PROVIDED DATA
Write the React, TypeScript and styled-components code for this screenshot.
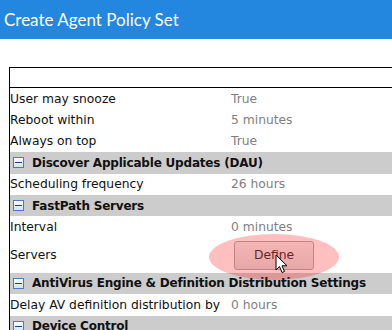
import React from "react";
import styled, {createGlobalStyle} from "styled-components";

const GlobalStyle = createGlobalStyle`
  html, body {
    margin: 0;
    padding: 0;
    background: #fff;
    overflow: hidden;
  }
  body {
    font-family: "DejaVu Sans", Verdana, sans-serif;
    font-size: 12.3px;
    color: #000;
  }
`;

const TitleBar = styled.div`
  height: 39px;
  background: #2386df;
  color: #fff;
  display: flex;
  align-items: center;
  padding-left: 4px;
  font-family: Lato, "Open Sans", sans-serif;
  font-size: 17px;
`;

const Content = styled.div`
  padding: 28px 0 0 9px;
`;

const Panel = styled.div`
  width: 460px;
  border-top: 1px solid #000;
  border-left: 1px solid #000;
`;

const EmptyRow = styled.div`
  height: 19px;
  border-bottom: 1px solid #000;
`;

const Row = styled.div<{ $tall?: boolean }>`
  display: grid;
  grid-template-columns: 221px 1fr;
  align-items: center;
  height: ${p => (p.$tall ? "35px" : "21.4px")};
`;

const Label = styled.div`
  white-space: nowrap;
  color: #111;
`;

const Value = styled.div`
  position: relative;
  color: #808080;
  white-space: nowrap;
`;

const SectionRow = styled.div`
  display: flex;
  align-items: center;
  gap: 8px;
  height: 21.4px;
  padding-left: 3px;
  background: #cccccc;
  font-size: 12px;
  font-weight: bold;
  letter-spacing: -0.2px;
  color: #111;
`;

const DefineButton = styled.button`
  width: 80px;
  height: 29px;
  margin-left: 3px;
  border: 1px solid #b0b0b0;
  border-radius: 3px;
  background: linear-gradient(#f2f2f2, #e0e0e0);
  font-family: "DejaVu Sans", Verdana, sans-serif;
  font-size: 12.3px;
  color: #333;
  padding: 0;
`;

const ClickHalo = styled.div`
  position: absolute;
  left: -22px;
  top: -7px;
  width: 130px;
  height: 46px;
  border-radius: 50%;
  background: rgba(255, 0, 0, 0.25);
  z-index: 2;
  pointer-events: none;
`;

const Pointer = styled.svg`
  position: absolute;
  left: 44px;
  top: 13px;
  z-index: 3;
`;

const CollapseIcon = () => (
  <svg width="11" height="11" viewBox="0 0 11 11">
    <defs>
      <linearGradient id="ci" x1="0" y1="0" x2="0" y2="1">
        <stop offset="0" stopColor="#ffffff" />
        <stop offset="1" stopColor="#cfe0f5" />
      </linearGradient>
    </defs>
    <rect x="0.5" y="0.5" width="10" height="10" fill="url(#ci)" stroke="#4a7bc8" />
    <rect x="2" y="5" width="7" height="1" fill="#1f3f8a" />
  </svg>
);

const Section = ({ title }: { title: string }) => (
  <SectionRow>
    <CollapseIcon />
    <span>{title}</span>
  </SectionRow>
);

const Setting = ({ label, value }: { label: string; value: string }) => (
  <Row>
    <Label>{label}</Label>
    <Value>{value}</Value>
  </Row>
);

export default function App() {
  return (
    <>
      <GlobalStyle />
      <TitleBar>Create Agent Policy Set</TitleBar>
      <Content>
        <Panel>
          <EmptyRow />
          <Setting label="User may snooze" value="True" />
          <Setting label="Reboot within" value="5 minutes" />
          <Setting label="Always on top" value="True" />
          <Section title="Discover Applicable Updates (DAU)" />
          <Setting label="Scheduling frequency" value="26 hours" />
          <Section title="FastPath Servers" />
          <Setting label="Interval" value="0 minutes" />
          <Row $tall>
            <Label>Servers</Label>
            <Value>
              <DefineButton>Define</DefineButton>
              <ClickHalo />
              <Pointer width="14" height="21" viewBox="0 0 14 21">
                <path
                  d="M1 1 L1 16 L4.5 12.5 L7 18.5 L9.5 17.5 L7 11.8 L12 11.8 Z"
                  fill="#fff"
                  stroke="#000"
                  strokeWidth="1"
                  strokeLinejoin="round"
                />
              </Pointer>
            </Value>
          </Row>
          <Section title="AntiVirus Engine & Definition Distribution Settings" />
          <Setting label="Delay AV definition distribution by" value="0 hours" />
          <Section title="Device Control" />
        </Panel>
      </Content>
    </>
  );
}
---
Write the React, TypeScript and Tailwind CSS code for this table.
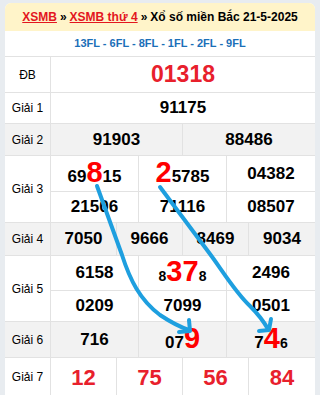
--
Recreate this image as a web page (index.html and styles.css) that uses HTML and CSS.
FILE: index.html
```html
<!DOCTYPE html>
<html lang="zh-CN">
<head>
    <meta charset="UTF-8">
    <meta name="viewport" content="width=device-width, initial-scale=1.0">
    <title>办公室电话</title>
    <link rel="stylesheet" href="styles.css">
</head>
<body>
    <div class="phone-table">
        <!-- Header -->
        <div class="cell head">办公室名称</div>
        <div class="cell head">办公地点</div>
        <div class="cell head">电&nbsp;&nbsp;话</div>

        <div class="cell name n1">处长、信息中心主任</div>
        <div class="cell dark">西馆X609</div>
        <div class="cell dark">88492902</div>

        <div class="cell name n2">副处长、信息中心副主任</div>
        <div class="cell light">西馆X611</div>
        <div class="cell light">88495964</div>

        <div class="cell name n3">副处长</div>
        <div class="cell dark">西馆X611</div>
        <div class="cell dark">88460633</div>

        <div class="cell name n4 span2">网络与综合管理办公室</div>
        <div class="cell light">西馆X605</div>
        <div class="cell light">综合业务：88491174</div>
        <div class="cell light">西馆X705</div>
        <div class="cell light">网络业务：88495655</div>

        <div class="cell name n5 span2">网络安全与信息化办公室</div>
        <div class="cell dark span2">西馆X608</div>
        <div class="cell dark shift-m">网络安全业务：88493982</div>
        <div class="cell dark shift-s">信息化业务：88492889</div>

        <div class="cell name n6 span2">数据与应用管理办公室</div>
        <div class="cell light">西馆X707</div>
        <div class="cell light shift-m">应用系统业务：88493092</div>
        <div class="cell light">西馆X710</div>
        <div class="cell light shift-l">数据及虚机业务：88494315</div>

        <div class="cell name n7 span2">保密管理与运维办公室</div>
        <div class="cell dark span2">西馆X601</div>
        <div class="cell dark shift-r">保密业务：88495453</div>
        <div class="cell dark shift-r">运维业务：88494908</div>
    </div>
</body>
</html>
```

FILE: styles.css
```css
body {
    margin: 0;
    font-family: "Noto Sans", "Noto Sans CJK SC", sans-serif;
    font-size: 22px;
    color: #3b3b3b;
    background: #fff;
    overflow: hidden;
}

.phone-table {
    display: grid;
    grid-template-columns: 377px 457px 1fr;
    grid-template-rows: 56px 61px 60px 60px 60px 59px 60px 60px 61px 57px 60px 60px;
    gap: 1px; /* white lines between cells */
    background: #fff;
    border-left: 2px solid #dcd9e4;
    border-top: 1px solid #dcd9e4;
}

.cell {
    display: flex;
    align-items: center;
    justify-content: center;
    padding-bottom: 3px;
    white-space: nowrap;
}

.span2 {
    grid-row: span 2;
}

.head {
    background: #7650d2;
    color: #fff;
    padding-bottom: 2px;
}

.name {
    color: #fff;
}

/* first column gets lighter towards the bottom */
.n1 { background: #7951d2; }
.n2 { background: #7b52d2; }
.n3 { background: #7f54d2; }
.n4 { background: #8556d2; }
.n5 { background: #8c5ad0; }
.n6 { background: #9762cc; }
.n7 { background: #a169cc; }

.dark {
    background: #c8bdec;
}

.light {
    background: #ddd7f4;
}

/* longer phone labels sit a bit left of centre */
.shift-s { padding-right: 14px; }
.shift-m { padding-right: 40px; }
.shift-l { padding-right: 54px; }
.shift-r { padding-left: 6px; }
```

SET PROBLEM
From the entries above, copy every line where the word "styles" shows up.

OUTPUT FOR THIS TASK
Recreate this image as a web page (index.html and styles.css) that uses HTML and CSS.
    <link rel="stylesheet" href="styles.css">
FILE: styles.css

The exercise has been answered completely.